Sans volonté, elle se traîna jusqu’à son armoire à glace, se déshabilla et sortit le premier t-shirt qui lui tomba sous la main, ainsi qu’un vieux jean qu’elle ne portait jamais mais suffisamment confortable pour être porté un jour tel que celui-là. Son reflet dans le miroir lui renvoyait une image peu flatteuse. Son maquillage de la veille avait coulé, et ses cheveux emmêlés lui donnaient un air de sorcière. Elle fit un tour rapide dans la salle de bain pour corriger tout ça avant de se lancer à l’assaut de ce qui l’attendait dans le salon.
Lorsqu’elle fit son entrée dans la pièce où mangeait déjà toute sa famille, seul son frère et sa sœur lui souhaitèrent le bonjour, auquel elle répondit par un marmonnement incompréhensible. Elle se laissa tomber mollement sur sa chaise, sous le regard courroucé de sa mère qui lui aboya aussitôt de bien se tenir. Comme elle ne voulait pas déclencher une dispute aussi tôt, la jeune fille se résolu à suivre les ordres de sa génitrice. Elle étala de la confiture sur une tartine grillée, et but une tasse de café avant de laisser tout le monde à leur activité et de débarrasser sa propre part. L’instant d’après, elle fut dehors.
Le jardin n’était plus entretenu depuis longtemps. Les souvenirs d’un magnifique parterre de coquelicots ravivèrent ses plaies intérieures. Elle allait passer par le portillon avant de se rappeler qu’elle n’avait aucune affaire pour s’occuper durant la journée. A contre cœur, elle retourna dans la maison familiale pour remonter dans sa chambre.
Comme ils habitaient à la campagne, il n’y avait pas grand-chose à faire dans le coin, sinon de la randonnée et du camping. Certains touristes venaient parfois tester les activités locales, mais comme elle n’en avait pas grand-chose à faire de la divination, Emma ne se mêlait pas aux gens. De toute façon, il n’y avait que des vieux pour aimer une chose aussi ennuyante. Elle, elle préférait le grand air.
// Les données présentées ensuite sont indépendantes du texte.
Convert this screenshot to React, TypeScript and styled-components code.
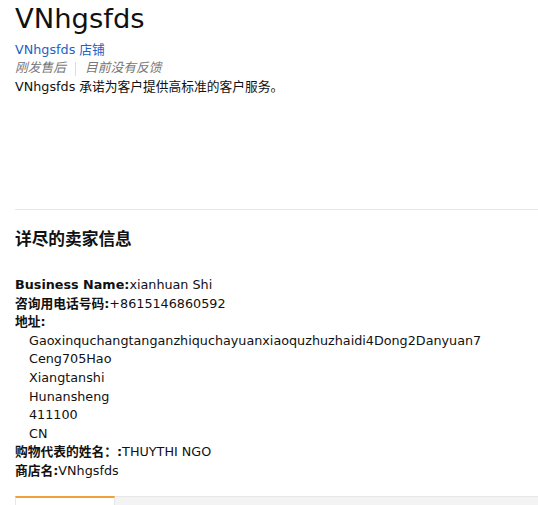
import React from 'react';
import styled, { createGlobalStyle } from 'styled-components';

const GlobalStyle = createGlobalStyle`
  html, body {
    margin: 0;
    padding: 0;
    background: #fff;
  }
  body {
    font-family: "DejaVu Sans", "Noto Sans CJK SC", sans-serif;
    font-size: 12.75px;
    line-height: 18.6px;
    color: #111;
  }
`;

const Page = styled.div`
  width: 538px;
  height: 505px;
  overflow: hidden;
  padding-left: 15px;
  box-sizing: border-box;
`;

const Title = styled.h1`
  margin: 0;
  font-size: 27.4px;
  line-height: 38px;
  font-weight: 400;
  color: #111;
`;

const StoreLink = styled.a`
  display: block;
  margin-top: 2.7px;
  color: #2162c5;
  text-decoration: none;
`;

const Feedback = styled.div`
  display: flex;
  align-items: center;
  font-style: italic;
  color: #767676;
`;

const Divider = styled.span`
  width: 1px;
  height: 14px;
  background: #ddd;
  margin: 0 9px;
`;

const Blurb = styled.div`
  height: 131.4px;
`;

const Rule = styled.hr`
  margin: 0;
  border: 0;
  border-top: 1px solid #e7e7e7;
`;

const Heading = styled.h3`
  margin: 17px 0 0;
  font-size: 16.7px;
  line-height: 24px;
  font-weight: 700;
`;

const InfoList = styled.div`
  margin-top: 24.7px;
`;

const Row = styled.div<{ $indent?: boolean }>`
  padding-left: ${(p) => (p.$indent ? '14px' : '0')};
`;

const Label = styled.span`
  font-weight: 700;
`;

const Tabs = styled.div`
  display: flex;
  margin-top: 15.7px;
  height: 20px;
  background: #f3f3f3;
  border-top: 1px solid #e7e7e7;
`;

const Tab = styled.div<{ $active?: boolean }>`
  width: 100px;
  margin-top: -1px;
  background: ${(p) => (p.$active ? '#fff' : 'transparent')};
  border-top: 2px solid ${(p) => (p.$active ? '#f0a13b' : 'transparent')};
  border-left: 1px solid #e7e7e7;
  border-right: 1px solid #e7e7e7;
  box-sizing: border-box;
`;

const address = [
  'Gaoxinquchangtanganzhiquchayuanxiaoquzhuzhaidi4Dong2Danyuan7',
  'Ceng705Hao',
  'Xiangtanshi',
  'Hunansheng',
  '411100',
  'CN',
];

export default function App() {
  return (
    <>
      <GlobalStyle />
      <Page>
        <Title>VNhgsfds</Title>
        <StoreLink href="#">VNhgsfds 店铺</StoreLink>
        <Feedback>
          刚发售后<Divider />目前没有反馈
        </Feedback>
        <Blurb>VNhgsfds 承诺为客户提供高标准的客户服务。</Blurb>
        <Rule />
        <Heading>详尽的卖家信息</Heading>
        <InfoList>
          <Row>
            <Label>Business Name:</Label>xianhuan Shi
          </Row>
          <Row>
            <Label>咨询用电话号码:</Label>+8615146860592
          </Row>
          <Row>
            <Label>地址:</Label>
          </Row>
          {address.map((line) => (
            <Row $indent key={line}>
              {line}
            </Row>
          ))}
          <Row>
            <Label>购物代表的姓名：:</Label>THUYTHI NGO
          </Row>
          <Row>
            <Label>商店名:</Label>VNhgsfds
          </Row>
        </InfoList>
        <Tabs>
          <Tab $active />
        </Tabs>
      </Page>
    </>
  );
}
Une fois remontée, Emma troqua sa pair de tongs pour enfiler des chaussures de randonnée, prit le premier sac à dos qui lui tomba sous la main pour y fourrer un vieux ciré délavé, une bouteille d’eau – très utile pour des activités en plein air – , sa réserve de gâteaux secs, une paire de jumelle – on ne sait jamais –, un roman au cas-où elle trouverait un coin tranquille pour bouquiner, l’appareil photo que lui avait offert son père aux dernières vacances, et la voilà partie pour la journée. Elle avait de l’argent dans sa poche de jean, aussi pourrait-elle s’acheter un sandwich quand elle aurait trop faim.
Lorsqu’elle redescendit pour la seconde fois, sa mère l’attendait dans l’entrée.
« Tu pars ? »
Emma haussa les épaules et continua son chemin jusqu’à la porte. Arrivée à ce niveau, sa génitrice lui agrippa le bras pour la stopper dans son élan. Son regard était sévère, et sa bouche pincée renvoyait l’image d’une mégère qu’Emma ne voulait pas voir sur le visage de sa mère.
« La moindre des choses, c’est de répondre à ta mère lorsqu’elle te pose une question ! »
« Ouais ouais, c’est bon, lâche moi ! »
Elle se dégagea brutalement de l’emprise de sa mère, lui fit face une fraction de secondes, le regard enflammé, et elle sentait sa peau brûler de milles feu. Son pouvoir, qu’elle ne maîtrisait pas, risquait de se manifester d’une minute à l’autre, et elle ne voulait pas brûler la maison de son enfance pour une histoire aussi bête.
« Tu n’as pas à me parler comme ça ... » Articula Mme Coven, bouillant elle aussi. Mais face au regard haineux de sa fille, elle ne put tenir plus longtemps, et détourna les yeux avant de s’en aller sans un mot.